Short exercise: Below are several records. Retype exactly those lines running from the one with "Give me the" through the one with "const fmt = (n: number)", end lines included, and no others.
━━━━━━━━━━━━━━━━━━━━
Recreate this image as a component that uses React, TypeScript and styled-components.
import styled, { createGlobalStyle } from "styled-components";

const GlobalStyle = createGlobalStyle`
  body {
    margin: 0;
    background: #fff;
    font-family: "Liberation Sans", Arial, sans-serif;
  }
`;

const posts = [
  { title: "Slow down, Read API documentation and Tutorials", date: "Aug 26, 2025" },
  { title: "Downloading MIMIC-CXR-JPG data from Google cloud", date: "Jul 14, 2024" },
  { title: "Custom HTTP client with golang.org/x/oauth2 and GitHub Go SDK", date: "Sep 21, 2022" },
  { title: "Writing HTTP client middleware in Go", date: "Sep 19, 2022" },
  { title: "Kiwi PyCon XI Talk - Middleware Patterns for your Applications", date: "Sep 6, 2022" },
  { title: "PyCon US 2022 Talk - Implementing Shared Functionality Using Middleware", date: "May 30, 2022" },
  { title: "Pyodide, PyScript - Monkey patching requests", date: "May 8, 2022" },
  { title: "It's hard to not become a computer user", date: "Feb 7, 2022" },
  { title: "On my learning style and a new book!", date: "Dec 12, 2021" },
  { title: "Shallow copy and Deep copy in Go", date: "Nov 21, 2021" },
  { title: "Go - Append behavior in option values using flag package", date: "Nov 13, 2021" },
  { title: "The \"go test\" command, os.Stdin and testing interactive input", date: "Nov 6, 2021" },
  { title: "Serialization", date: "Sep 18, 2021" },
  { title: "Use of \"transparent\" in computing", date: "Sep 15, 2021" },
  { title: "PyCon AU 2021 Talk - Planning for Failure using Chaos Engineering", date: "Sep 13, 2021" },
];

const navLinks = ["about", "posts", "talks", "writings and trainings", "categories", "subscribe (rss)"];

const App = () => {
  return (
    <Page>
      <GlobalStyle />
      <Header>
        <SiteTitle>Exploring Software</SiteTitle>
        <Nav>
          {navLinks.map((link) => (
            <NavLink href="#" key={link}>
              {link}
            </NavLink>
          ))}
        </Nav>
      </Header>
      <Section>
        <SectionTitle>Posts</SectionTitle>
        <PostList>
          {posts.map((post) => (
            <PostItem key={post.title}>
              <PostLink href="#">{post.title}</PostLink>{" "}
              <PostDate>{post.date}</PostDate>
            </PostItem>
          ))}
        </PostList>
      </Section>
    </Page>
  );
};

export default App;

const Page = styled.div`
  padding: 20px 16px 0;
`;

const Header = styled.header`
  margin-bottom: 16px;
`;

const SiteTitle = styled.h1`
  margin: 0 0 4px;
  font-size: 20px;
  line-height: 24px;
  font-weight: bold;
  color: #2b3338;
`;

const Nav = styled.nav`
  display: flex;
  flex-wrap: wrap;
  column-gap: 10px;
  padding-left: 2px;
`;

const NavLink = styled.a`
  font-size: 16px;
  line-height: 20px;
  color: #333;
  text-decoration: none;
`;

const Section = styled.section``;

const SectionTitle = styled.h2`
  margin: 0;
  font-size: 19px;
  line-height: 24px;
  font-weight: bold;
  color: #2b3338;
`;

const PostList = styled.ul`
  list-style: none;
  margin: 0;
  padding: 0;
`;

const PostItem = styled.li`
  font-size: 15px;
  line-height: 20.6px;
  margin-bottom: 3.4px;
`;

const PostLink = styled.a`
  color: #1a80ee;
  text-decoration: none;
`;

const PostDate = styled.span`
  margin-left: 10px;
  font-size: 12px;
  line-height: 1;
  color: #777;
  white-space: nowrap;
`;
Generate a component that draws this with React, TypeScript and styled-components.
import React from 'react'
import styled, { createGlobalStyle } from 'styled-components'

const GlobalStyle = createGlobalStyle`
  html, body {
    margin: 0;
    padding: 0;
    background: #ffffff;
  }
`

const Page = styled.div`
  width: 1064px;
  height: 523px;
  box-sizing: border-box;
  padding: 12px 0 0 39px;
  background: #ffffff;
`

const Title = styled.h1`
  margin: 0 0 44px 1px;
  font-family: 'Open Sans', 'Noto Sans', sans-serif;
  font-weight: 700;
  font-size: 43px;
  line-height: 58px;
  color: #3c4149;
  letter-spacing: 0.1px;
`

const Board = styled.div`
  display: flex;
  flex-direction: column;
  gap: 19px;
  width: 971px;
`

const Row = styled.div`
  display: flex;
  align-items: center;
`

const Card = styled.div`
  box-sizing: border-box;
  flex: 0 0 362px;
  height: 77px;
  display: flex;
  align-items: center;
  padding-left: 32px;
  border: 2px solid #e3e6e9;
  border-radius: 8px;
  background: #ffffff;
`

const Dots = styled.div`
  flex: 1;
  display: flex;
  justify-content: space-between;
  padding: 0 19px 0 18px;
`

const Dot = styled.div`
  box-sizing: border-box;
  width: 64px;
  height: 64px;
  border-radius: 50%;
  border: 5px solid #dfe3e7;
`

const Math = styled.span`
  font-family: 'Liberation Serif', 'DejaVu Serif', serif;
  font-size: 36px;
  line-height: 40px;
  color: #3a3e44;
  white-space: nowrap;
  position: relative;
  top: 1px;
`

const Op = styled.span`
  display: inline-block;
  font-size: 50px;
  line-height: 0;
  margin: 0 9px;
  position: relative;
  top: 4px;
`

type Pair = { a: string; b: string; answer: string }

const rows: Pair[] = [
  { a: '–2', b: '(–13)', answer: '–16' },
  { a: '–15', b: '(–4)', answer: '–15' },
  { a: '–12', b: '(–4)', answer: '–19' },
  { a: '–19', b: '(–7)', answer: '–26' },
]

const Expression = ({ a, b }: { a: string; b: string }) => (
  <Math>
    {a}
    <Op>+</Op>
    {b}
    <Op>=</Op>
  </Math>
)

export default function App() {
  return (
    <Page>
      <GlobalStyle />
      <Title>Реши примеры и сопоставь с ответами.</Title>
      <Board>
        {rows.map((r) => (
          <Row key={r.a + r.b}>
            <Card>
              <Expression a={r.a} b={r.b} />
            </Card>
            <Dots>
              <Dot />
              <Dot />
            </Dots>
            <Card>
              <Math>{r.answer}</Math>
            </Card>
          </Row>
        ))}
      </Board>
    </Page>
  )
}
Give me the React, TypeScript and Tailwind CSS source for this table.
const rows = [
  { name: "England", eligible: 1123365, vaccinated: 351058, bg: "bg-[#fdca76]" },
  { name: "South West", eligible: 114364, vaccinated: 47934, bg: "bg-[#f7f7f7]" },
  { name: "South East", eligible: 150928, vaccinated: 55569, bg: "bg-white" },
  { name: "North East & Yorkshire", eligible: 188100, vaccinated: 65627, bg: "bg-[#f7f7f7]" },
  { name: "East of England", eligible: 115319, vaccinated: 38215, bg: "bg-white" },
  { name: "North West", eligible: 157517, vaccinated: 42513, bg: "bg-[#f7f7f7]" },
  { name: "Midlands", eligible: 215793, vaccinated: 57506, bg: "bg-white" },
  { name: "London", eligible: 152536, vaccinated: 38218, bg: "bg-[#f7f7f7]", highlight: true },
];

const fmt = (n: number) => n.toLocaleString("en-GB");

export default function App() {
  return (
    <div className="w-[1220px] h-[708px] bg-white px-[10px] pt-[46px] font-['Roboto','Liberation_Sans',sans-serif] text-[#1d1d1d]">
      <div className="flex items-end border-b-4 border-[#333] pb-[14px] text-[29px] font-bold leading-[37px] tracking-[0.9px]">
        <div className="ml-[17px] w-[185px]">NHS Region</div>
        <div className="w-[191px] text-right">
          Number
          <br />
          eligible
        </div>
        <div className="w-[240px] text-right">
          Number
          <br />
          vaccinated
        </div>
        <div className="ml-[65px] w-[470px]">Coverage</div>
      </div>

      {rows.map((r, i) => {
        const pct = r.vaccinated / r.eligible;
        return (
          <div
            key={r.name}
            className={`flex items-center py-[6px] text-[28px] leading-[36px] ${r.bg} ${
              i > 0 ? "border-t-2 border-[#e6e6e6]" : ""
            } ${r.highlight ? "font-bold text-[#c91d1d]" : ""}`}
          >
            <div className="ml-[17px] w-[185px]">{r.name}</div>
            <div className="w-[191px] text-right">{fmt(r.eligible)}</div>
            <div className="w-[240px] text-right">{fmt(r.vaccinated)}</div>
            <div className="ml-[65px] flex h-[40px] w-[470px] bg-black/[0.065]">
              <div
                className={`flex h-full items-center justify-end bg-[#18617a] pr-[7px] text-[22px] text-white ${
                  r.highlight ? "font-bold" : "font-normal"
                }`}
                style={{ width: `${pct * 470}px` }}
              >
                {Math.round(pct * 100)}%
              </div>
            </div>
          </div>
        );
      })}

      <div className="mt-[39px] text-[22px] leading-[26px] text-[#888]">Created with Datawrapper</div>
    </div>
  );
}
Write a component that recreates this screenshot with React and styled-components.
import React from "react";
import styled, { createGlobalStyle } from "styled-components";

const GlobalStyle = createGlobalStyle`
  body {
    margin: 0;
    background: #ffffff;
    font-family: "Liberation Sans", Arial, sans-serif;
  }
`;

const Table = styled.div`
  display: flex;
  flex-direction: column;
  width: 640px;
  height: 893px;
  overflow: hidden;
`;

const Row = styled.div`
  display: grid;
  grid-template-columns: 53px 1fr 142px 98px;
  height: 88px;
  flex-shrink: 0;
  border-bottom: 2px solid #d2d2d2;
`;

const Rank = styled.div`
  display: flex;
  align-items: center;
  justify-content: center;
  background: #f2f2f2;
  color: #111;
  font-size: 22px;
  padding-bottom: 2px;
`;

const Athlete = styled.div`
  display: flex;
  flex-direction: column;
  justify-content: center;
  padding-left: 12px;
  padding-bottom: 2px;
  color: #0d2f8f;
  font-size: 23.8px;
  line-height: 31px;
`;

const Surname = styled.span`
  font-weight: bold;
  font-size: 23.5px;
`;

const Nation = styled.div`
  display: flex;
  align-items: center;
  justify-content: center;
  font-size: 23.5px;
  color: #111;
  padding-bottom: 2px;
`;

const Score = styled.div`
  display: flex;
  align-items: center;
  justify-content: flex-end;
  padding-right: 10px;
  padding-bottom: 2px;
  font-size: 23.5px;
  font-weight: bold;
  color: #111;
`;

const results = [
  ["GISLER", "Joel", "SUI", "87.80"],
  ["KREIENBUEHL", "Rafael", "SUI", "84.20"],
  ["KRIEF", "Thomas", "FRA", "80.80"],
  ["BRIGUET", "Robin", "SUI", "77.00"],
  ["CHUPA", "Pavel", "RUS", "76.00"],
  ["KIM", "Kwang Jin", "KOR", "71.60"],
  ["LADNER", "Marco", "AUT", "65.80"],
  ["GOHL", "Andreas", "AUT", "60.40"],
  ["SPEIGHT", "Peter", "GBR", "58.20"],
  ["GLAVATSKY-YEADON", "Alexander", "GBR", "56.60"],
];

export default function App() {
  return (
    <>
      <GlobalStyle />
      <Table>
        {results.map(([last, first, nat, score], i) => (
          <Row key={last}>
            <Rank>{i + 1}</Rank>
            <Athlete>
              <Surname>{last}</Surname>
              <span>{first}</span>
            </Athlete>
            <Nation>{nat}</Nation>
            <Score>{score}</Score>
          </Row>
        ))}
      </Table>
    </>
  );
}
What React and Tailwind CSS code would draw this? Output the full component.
━━━━━━━━━━━━━━━━━━━━
Correct answer:
Give me the React, TypeScript and Tailwind CSS source for this table.
const rows = [
  { name: "England", eligible: 1123365, vaccinated: 351058, bg: "bg-[#fdca76]" },
  { name: "South West", eligible: 114364, vaccinated: 47934, bg: "bg-[#f7f7f7]" },
  { name: "South East", eligible: 150928, vaccinated: 55569, bg: "bg-white" },
  { name: "North East & Yorkshire", eligible: 188100, vaccinated: 65627, bg: "bg-[#f7f7f7]" },
  { name: "East of England", eligible: 115319, vaccinated: 38215, bg: "bg-white" },
  { name: "North West", eligible: 157517, vaccinated: 42513, bg: "bg-[#f7f7f7]" },
  { name: "Midlands", eligible: 215793, vaccinated: 57506, bg: "bg-white" },
  { name: "London", eligible: 152536, vaccinated: 38218, bg: "bg-[#f7f7f7]", highlight: true },
];

const fmt = (n: number) => n.toLocaleString("en-GB");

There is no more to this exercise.